Not knowing how long I may feel this way is brutal. You want relief, but there are no options. Part of me says it’s time to move on – this is me - and this is as good as it gets – so suck it up and live with it. But another part of me says NO – this can’t be it! This is not me. It’s got to be withdrawal symptoms. After all, a brain that has been manipulated by Paxil for 10 years can’t be expected to behave normally in only six weeks. Can it?

I don’t know, but this phase of withdrawal might be the worst. At least when I first started tapering the doses, I felt alive - borderline insane, but alive. Now, I am just a blob of a human being, void of reason and direction. I have indeed hit the wall – the decision now is, to sit quietly under the shadow of the wall or try to climb over it with every ounce of hope and determination I have.


11.03.2006

Emotion Management

As I've watched Phil try to live life without Paxil, I've tried to imagine what he's going through, and why. Big picture, I would say he's a man who has been in an emotional coma for ten years, and removing Paxil from his system has caused his brain to "wake up". Beyond the withdrawal symptoms he's facing, he's also overcome by a flood emotions that didn't exist in his neutral, paxil-enduced world. Now, he has to relearn how to handle emotion. To me, it seems very akin to a boy going through puberty, with extreme emotional highs and lows, who eventually gains control as he ages. Phil's like a nine year old boy all over gain, only with severe headaches, sensitivity to light and sound, and an endless ringing in his ears.

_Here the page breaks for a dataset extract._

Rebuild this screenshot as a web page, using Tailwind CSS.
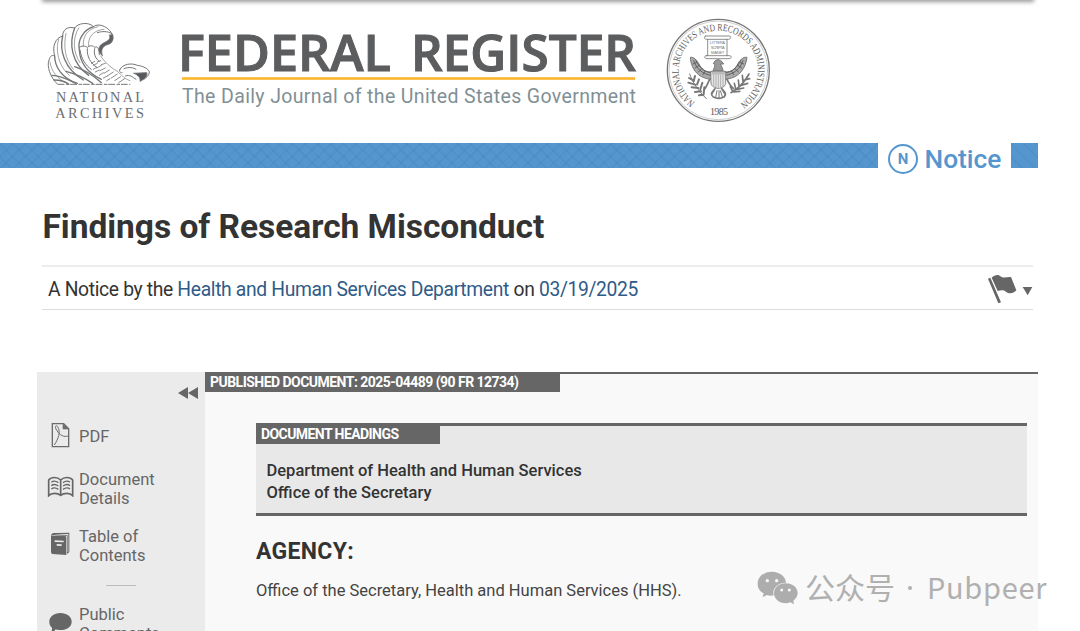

So it's more like going through puberty with an endless hangover, and immediately following a nine hour Spinal Tap concert.


Image filmed by Ryan F. Corcoran.

Here's what I don't understand: If you have a hip-replacement surgery, the hospital puts you through a rehabilitation program with a physical therapist in order to walk again, and to assure you don't damage anything during the healing process; so, where is the rehabilitation program for your brain after regaining the ability to emote? We all know what hurtful acts or words a pubescent teenager is capable of; why does society not recognize the severity of a grown adult going through those same unstable mood swings, especially one who has their own family, business and home to care for?